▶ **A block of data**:
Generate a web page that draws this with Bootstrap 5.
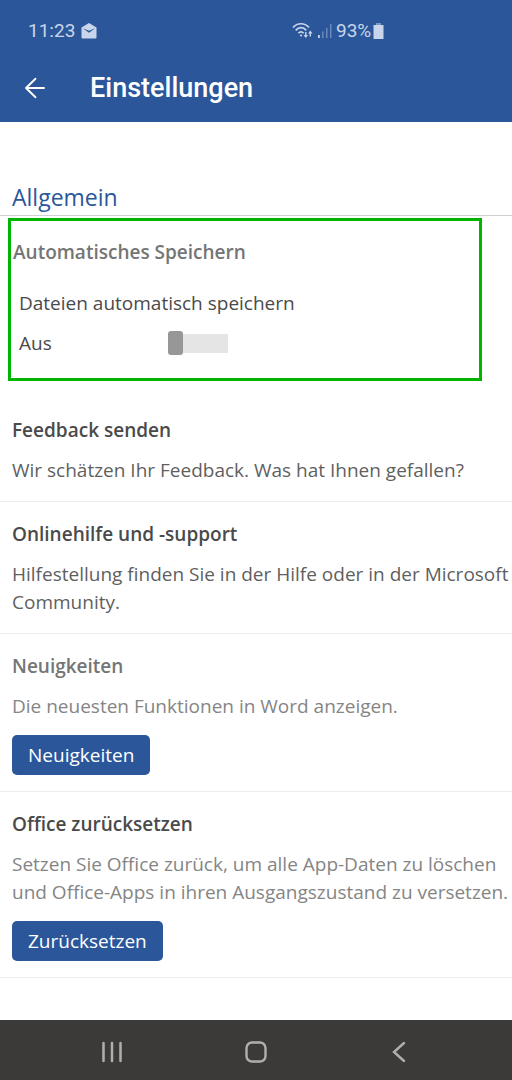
<!DOCTYPE html>
<html lang="de">
<head>
<meta charset="utf-8">
<meta name="viewport" content="width=device-width, initial-scale=1">
<title>Einstellungen</title>
<link href="https://cdn.jsdelivr.net/npm/bootstrap@5.3.0/dist/css/bootstrap.min.css" rel="stylesheet">
<style>
  :root { --word-blue: #2b579a; --ink: #4a4a4a; --ink-soft: #757575; }
  body { font-family: "Open Sans", "Noto Sans", sans-serif; font-size: 19px; line-height: 28px; color: var(--ink); background: #fff; }
  .app-header { background: var(--word-blue); font-family: Roboto, sans-serif; padding: 18px 28px 0 24px; }
  .status-bar { height: 26px; font-size: 19px; line-height: 26px; color: #c9d5ea; padding-left: 4px; }
  .status-side { width: 50%; }
  .status-left { gap: 6px; }
  .status-right { padding-left: 36px; }
  .title-bar { height: 68px; margin-top: 10px; gap: 44px; }
  .title-bar h1 { font-size: 27px; line-height: 36px; font-weight: 500; color: #fff; }
  .icon-button { background: none; border: 0; padding: 0; line-height: 0; }
  .group-heading { font-size: 23px; line-height: 32px; font-weight: 400; color: var(--word-blue); padding: 59px 12px 2px; border-bottom: 1px solid #d0d0d0; }
  .autosave { margin: 2px 30px 17px 8px; padding: 17px 8px 21px; border: 3px solid #00b400; }
  .autosave .item-title { margin-left: -6px; margin-bottom: 23px; }
  .item-title { font-size: 19px; line-height: 28px; font-weight: 600; margin-bottom: 12px; }
  .switch-row { padding-top: 12px; gap: 116px; }
  .slide-toggle { appearance: none; width: 60px; height: 24px; background: linear-gradient(#e5e5e5, #e5e5e5) center / 100% 19px no-repeat; }
  .slide-toggle::before { content: ""; display: block; width: 15px; height: 24px; border-radius: 3px; background: #979797; }
  .slide-toggle:checked::before { margin-left: auto; background: var(--word-blue); }
  .settings-item { padding: 18px 0 16px 12px; border-bottom: 1px solid #ececec; }
  .item-text { color: #5f5f5f; padding-bottom: 1px; }
  .soft { color: var(--ink-soft); }
  .item-text.soft { color: #858585; }
  .btn-word { --bs-btn-color: #fff; --bs-btn-bg: #2b579a; --bs-btn-hover-color: #fff; --bs-btn-hover-bg: #234a85; --bs-btn-border-radius: 5px; font-size: 19px; line-height: 28px; padding: 6px 16px; border: 0; margin-top: 14px; }
  .system-nav { background: #3c3a38; height: 60px; padding: 0 40px; }
</style>
</head>
<body>
<div class="d-flex flex-column min-vh-100">
  <header class="app-header">
    <div class="status-bar d-flex">
      <div class="status-side status-left d-flex align-items-center">
        <span>11:23</span>
        <svg width="16" height="16" viewBox="0 0 16 16" aria-hidden="true"><path d="M8 0 15.500 4.500v10a1 1 0 0 1-1 1h-13a1 1 0 0 1-1-1v-10z" fill="#c9d5ea"/><path d="M1.800 5.200 8 7.800l6.200-2.600L8 9.800z" fill="#2b579a"/></svg>
      </div>
      <div class="status-side status-right d-flex align-items-center">
        <svg width="22" height="18" viewBox="0 0 22 18" fill="none" stroke="#c9d5ea" stroke-width="1.700" aria-hidden="true"><path d="M1 5.500C5.500.5 12.500.5 17 5.500M3.700 8.400c3.200-3.600 7.400-3.600 10.600 0M6.400 11.200c1.500-1.700 3.700-1.700 5.200 0"/><circle cx="9" cy="13.500" r="1.100" fill="#c9d5ea" stroke="none"/><path d="M13.800 10v4.500M18.300 14.500V10" stroke-width="1.400"/><path d="M11.600 13h4.400l-2.200 3zM16.100 11.500h4.400l-2.200-3z" fill="#c9d5ea" stroke="none"/></svg>
        <svg class="ms-1" width="14" height="16" viewBox="0 0 14 16" fill="#c9d5ea" aria-hidden="true"><path d="M0 12h1.800v3H0z"/><path d="M4 8.500h1.500V15H4zM8 5h1.500v10H8zM12 1h1.500v14H12z" opacity=".4"/></svg>
        <span class="ms-1">93%</span>
        <svg width="13" height="16" viewBox="0 0 13 16" fill="#c9d5ea" aria-hidden="true"><path d="M5 0h5v2H5z" opacity=".5"/><path d="M2.500 2h10v14h-10z"/></svg>
      </div>
    </div>
    <div class="title-bar d-flex align-items-center">
      <button class="icon-button" type="button" aria-label="Zurück"><svg width="22" height="22" viewBox="0 0 22 22" fill="none" stroke="#fff" stroke-width="1.900" stroke-linecap="round" stroke-linejoin="round"><path d="M20 11H2M11.500 1.800 2 11l9.500 9.200"/></svg></button>
      <h1 class="m-0">Einstellungen</h1>
    </div>
  </header>

  <main class="flex-grow-1">
    <h2 class="group-heading m-0">Allgemein</h2>
    <section class="autosave">
      <h3 class="item-title soft">Automatisches Speichern</h3>
      <label class="d-block" for="autosave">Dateien automatisch speichern</label>
      <div class="switch-row d-flex align-items-center">
        <span>Aus</span>
        <input class="slide-toggle m-0" type="checkbox" role="switch" id="autosave">
      </div>
    </section>
    <section class="settings-item">
      <h3 class="item-title">Feedback senden</h3>
      <p class="item-text m-0">Wir schätzen Ihr Feedback. Was hat Ihnen gefallen?</p>
    </section>
    <section class="settings-item">
      <h3 class="item-title">Onlinehilfe und -support</h3>
      <p class="item-text m-0">Hilfestellung finden Sie in der Hilfe oder in der Microsoft Community.</p>
    </section>
    <section class="settings-item">
      <h3 class="item-title soft">Neuigkeiten</h3>
      <p class="item-text soft m-0">Die neuesten Funktionen in Word anzeigen.</p>
      <button class="btn btn-word" type="button">Neuigkeiten</button>
    </section>
    <section class="settings-item">
      <h3 class="item-title">Office zurücksetzen</h3>
      <p class="item-text soft m-0">Setzen Sie Office zurück, um alle App-Daten zu löschen und Office-Apps in ihren Ausgangszustand zu versetzen.</p>
      <button class="btn btn-word" type="button">Zurücksetzen</button>
    </section>
  </main>

  <nav class="system-nav d-flex align-items-center" aria-label="Navigation">
    <div class="row g-0 w-100 text-center">
      <div class="col"><button class="icon-button" type="button" aria-label="Letzte Apps"><svg width="22" height="22" viewBox="0 0 22 22" stroke="#b0afae" stroke-width="2.500" stroke-linecap="round"><path d="M2.500 2v18M11 2v18M19.500 2v18"/></svg></button></div>
      <div class="col"><button class="icon-button" type="button" aria-label="Startseite"><svg width="22" height="22" viewBox="0 0 22 22" fill="none" stroke="#b0afae" stroke-width="2.400"><rect x="1.500" y="1.500" width="19" height="19" rx="5.500"/></svg></button></div>
      <div class="col"><button class="icon-button" type="button" aria-label="Zurück"><svg width="22" height="22" viewBox="0 0 22 22" fill="none" stroke="#b0afae" stroke-width="2.400" stroke-linecap="round"><path d="M15 2 5 11l10 9"/></svg></button></div>
    </div>
  </nav>
</div>
<script src="https://cdn.jsdelivr.net/npm/bootstrap@5.3.0/dist/js/bootstrap.bundle.min.js"></script>
</body>
</html>
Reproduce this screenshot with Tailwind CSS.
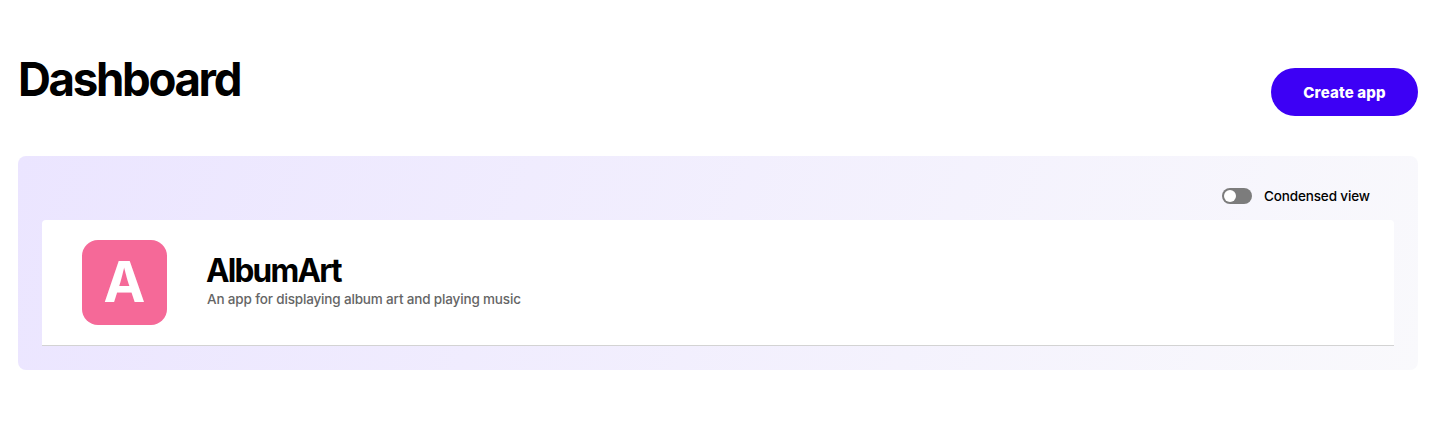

▶ **Task brief**: Going through the entries above line by line, work out how many lines include the word "with". Only the number is required.

▶ **Exercise solution**: 2